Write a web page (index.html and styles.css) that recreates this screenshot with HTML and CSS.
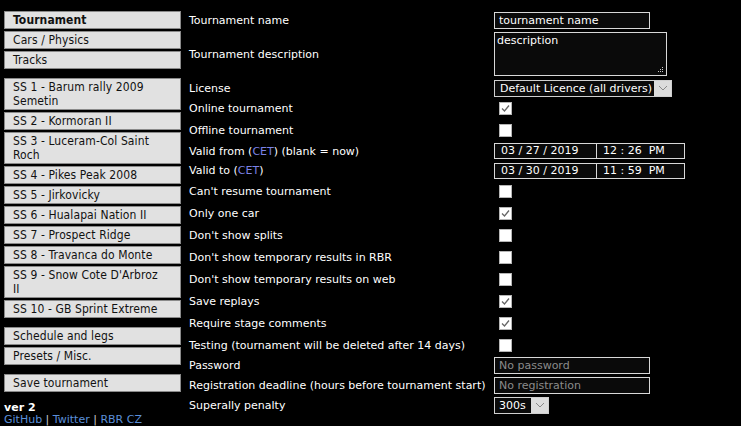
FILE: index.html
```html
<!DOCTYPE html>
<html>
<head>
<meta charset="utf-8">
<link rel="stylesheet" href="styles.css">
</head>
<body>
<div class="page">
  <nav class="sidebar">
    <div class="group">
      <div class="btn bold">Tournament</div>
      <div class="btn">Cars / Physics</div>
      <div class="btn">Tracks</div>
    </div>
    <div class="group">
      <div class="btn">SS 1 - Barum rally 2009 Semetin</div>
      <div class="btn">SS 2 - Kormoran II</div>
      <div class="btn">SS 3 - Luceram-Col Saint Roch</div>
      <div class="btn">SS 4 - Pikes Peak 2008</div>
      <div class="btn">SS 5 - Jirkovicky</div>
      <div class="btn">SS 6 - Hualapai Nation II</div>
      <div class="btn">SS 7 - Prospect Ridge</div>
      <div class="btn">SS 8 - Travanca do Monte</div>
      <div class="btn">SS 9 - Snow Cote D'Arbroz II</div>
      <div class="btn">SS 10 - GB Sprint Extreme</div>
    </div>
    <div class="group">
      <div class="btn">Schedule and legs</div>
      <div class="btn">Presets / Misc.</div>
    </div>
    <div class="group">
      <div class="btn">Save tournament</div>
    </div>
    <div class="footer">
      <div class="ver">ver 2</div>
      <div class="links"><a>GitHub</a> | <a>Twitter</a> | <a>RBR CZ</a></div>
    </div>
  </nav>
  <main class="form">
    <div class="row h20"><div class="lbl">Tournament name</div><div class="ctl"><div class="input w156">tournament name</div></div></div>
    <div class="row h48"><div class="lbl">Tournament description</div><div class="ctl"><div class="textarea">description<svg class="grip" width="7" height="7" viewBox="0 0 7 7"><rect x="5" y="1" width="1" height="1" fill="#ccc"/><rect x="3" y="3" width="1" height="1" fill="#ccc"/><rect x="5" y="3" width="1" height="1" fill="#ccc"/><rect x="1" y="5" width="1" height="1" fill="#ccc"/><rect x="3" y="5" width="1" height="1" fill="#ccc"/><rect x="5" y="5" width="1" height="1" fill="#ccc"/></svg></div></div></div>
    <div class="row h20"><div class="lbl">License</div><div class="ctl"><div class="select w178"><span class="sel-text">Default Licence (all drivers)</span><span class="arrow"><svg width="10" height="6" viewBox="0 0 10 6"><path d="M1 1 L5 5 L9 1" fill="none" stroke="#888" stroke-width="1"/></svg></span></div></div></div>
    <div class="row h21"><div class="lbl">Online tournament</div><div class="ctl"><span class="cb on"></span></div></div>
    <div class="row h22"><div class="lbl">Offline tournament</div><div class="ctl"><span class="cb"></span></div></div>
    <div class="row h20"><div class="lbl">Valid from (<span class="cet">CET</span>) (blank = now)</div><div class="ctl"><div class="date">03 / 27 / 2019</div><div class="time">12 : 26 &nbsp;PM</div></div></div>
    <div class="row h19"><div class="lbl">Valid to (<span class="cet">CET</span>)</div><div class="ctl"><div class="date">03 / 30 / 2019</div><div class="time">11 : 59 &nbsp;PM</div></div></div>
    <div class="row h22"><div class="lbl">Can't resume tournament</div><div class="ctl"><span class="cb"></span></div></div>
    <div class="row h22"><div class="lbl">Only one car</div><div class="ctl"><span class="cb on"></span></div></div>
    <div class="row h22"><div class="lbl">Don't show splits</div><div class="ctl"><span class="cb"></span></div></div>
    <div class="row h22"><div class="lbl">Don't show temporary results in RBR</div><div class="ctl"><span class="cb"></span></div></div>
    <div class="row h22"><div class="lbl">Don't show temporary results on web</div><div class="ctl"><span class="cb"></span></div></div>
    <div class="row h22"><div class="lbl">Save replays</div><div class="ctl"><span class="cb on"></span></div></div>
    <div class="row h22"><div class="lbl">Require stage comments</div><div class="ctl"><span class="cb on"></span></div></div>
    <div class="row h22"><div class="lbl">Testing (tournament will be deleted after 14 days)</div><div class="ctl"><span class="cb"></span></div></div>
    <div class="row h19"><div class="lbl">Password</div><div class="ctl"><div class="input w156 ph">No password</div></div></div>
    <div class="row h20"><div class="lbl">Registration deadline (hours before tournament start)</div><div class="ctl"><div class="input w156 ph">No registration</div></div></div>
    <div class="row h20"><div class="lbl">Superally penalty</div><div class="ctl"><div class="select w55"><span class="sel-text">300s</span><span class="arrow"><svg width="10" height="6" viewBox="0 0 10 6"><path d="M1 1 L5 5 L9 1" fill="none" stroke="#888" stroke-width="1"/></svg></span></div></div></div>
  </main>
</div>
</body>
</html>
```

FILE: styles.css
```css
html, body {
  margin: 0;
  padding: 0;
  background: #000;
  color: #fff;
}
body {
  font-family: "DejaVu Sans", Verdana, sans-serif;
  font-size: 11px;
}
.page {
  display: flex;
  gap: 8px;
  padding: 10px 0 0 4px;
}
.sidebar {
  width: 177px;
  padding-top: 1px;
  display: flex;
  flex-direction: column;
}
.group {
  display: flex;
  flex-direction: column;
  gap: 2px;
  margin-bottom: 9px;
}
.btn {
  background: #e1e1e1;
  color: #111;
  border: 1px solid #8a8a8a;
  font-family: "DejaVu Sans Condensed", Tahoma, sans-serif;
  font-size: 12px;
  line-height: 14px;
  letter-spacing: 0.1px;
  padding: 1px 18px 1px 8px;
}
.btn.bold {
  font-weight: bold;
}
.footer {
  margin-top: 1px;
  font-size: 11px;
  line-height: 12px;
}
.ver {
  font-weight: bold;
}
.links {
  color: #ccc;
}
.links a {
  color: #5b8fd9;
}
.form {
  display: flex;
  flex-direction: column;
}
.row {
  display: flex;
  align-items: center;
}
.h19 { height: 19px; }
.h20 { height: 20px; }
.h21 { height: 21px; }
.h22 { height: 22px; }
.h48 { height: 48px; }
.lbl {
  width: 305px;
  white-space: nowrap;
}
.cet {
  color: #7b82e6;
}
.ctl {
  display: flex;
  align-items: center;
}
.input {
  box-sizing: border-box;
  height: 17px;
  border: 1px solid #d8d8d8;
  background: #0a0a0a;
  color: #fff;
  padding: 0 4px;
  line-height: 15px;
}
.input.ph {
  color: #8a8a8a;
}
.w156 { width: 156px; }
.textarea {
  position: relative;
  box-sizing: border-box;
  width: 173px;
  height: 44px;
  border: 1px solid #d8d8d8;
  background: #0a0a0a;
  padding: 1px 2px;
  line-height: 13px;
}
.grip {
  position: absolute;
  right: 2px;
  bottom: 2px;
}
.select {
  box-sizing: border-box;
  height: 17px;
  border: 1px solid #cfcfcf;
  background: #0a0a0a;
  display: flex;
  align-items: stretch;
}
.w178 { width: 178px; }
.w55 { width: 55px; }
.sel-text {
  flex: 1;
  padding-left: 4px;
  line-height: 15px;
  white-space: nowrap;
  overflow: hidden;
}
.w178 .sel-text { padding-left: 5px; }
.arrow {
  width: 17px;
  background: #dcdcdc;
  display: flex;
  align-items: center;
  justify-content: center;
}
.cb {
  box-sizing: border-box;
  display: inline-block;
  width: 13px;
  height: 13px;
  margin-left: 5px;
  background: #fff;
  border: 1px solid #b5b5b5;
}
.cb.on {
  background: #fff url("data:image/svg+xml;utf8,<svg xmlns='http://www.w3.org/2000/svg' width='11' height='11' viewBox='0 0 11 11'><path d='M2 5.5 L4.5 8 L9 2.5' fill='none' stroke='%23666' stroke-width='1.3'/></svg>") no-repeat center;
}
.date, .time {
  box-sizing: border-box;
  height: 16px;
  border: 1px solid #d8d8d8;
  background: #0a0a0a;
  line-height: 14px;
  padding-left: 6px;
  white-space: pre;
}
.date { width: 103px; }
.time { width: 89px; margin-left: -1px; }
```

Short problem
Indicate how many lines of the material contain the string "styles", giving the number and nothing more.

Solution to this problem
3